Subsequently (as with all powerfully original art) the afterimage of a Riley painting keeps recurring in your everyday experience like an echo. The apparent abstraction of her paintings, and their isolation from anything but their own inner rhythms, relationships, and effects, turns out to be noticeable on every side.

The glistening of shadow and light on a wet, tiled roof; the repetitiveness of the tiles themselves; the iridescence of an oil patch on a road; the impossible dazzle of the glaring sun; the rear lights of a line of moving cars; the crisscross of the blades in a clump of grass; tree trunks in a dense wood dappled with sunlight.... She herself once said that her "visual life" had its basis in vivid childhood experiences, one of which was swimming through the reflections "dipping and flashing on the sea sur face." She said, "It was as though one was swimming through a diamond."

Riley was given a major retrospective in 1978-80, which toured in the United States and Australia, ending up in Tokyo. That show displayed work from the beginning of her career in 1959 to that point. Now more than 30 years of consistent exploration of her chosen kind of painting has produced an even more extended and various body of work, and in some ways a full retrospective might be thought due once again. The catalog, put together by Robert Kudielka - the most prolific expositor of the Riley aesthetic

- includes discussion and reproduction of works from every stage of her career, because to understand the recent work fully, the development needs to be shown.

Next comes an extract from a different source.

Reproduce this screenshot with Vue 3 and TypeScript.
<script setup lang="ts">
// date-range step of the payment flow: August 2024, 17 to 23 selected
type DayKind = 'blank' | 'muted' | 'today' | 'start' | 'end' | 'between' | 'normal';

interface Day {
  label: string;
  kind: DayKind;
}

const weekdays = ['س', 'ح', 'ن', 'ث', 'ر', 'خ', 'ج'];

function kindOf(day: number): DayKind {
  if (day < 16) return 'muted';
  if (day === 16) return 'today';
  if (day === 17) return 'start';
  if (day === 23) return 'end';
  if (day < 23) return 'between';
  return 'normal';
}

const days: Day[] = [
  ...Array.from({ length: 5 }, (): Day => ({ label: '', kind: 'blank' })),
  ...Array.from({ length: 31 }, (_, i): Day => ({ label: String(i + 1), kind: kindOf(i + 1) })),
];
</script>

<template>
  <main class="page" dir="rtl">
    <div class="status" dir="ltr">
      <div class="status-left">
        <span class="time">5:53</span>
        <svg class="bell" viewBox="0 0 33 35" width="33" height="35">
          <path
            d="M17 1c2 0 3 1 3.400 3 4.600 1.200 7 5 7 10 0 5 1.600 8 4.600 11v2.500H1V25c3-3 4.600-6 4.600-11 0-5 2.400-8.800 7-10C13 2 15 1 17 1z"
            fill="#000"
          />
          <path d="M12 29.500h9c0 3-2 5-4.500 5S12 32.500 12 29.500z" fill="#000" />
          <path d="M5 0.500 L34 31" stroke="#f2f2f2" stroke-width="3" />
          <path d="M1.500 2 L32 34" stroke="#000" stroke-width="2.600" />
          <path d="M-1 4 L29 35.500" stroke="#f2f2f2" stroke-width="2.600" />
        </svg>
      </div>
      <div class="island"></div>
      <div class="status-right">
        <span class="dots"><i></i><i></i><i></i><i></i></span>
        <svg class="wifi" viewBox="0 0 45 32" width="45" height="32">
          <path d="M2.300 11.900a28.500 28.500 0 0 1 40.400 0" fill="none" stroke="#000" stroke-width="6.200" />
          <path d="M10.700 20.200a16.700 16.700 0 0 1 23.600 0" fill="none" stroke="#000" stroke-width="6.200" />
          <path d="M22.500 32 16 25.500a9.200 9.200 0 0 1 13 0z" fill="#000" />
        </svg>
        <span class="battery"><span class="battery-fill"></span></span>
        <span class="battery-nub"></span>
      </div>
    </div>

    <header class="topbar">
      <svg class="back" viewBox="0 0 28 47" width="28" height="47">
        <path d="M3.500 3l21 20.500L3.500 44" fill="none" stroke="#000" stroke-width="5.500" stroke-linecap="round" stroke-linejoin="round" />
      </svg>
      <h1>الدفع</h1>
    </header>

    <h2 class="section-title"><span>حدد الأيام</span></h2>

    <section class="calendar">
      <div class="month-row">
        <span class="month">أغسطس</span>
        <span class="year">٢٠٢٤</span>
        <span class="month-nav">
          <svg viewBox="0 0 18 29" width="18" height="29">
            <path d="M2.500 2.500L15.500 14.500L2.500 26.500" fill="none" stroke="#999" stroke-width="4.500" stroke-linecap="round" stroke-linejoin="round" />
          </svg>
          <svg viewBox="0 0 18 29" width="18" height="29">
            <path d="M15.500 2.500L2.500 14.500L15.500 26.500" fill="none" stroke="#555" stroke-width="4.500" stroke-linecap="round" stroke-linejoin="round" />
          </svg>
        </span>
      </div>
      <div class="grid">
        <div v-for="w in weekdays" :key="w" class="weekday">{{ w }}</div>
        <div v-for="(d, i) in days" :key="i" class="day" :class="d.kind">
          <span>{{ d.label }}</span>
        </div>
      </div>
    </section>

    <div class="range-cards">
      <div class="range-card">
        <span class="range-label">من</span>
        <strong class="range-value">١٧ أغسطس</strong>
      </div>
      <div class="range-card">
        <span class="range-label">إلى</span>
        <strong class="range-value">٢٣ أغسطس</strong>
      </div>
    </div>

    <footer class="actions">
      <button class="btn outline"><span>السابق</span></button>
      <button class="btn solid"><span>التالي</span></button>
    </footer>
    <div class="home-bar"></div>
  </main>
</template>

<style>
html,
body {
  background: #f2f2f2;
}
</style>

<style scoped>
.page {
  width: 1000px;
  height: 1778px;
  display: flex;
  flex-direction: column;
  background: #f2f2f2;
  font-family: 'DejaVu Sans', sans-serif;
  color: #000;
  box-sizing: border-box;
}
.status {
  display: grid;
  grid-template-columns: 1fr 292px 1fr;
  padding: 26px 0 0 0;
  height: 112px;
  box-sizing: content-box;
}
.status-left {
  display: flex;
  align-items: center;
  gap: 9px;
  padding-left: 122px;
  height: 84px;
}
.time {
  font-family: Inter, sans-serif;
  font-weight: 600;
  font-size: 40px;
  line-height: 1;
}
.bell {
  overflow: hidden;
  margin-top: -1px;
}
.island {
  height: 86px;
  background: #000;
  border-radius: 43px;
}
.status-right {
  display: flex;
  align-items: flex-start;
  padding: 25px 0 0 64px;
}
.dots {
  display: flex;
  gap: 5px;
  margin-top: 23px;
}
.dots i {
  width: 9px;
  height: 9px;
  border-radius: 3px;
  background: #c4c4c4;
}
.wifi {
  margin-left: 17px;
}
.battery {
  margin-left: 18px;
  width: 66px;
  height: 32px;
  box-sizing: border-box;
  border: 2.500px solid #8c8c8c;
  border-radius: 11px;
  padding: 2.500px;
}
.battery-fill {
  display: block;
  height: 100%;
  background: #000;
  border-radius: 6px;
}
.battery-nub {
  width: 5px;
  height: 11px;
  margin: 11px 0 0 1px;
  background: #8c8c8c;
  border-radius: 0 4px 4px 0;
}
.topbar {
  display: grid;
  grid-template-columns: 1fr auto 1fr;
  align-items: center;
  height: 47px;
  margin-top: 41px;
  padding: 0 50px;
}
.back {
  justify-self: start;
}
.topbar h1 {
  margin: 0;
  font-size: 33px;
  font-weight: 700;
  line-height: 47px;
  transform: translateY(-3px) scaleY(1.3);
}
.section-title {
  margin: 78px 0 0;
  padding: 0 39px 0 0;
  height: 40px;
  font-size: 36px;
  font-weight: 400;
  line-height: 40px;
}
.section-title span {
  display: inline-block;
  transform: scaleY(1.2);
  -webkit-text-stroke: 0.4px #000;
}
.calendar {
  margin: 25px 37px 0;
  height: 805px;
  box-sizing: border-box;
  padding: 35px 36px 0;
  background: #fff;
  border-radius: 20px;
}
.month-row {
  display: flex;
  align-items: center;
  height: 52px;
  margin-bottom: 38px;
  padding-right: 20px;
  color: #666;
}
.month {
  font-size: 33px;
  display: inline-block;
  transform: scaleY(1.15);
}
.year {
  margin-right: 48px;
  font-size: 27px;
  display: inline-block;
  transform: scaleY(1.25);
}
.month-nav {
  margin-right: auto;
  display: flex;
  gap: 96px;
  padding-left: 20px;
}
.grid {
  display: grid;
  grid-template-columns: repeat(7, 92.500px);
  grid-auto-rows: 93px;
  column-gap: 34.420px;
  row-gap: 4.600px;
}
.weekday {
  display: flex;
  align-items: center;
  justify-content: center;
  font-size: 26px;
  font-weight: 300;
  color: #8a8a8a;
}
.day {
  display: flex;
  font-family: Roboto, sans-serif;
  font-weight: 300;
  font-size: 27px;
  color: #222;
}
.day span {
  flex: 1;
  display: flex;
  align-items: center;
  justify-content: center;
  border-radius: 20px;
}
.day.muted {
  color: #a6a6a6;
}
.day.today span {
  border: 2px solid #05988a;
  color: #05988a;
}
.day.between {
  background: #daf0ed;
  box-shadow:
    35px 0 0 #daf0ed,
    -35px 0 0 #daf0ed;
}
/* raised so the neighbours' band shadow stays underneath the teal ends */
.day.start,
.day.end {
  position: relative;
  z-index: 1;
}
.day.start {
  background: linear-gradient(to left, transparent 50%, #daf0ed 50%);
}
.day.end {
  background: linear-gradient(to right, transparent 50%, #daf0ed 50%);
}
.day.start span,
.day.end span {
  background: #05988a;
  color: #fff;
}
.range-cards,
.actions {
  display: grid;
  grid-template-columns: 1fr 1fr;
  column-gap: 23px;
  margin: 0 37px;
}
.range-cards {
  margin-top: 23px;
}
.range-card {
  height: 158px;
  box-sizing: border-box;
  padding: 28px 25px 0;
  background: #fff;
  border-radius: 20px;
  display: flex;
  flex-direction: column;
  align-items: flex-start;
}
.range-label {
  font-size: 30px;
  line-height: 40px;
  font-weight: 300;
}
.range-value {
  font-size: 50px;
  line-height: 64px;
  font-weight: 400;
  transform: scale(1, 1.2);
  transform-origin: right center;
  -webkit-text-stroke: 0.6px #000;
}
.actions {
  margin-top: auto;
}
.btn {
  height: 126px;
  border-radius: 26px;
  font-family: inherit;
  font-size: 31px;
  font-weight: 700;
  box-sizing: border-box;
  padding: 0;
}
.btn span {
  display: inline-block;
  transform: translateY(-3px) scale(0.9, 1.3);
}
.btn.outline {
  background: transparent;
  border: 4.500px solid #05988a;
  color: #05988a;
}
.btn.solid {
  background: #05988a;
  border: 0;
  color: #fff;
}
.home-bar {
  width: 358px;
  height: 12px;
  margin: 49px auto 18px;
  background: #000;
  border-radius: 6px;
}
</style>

Riley plows her own furrow largely without regard to the changing vagaries of curatorial taste. As the recent paintings demonstrate, her single-mindedness is to do with continual experiment in an effort to extend the capacity of her painting. It is not to do with sticking doggedly to some repeated formula from which she can't escape; very far from it.

On the other hand, her progress through various stages - an optically vibrant use of black and white, for instance, then investigation of new possibilities of tone, then a subtle introduction of surprisingly gentle color followed by more potent, even strident color - is not programmatic. It is apparent that however precise and rigorously organized her paintings are, and however free from romantic analogy or subjective mystique, good old-fashioned intuition plays a large part in the determination of what she does next and how she does it. Order doesn't, in the event, obliterate lyricism.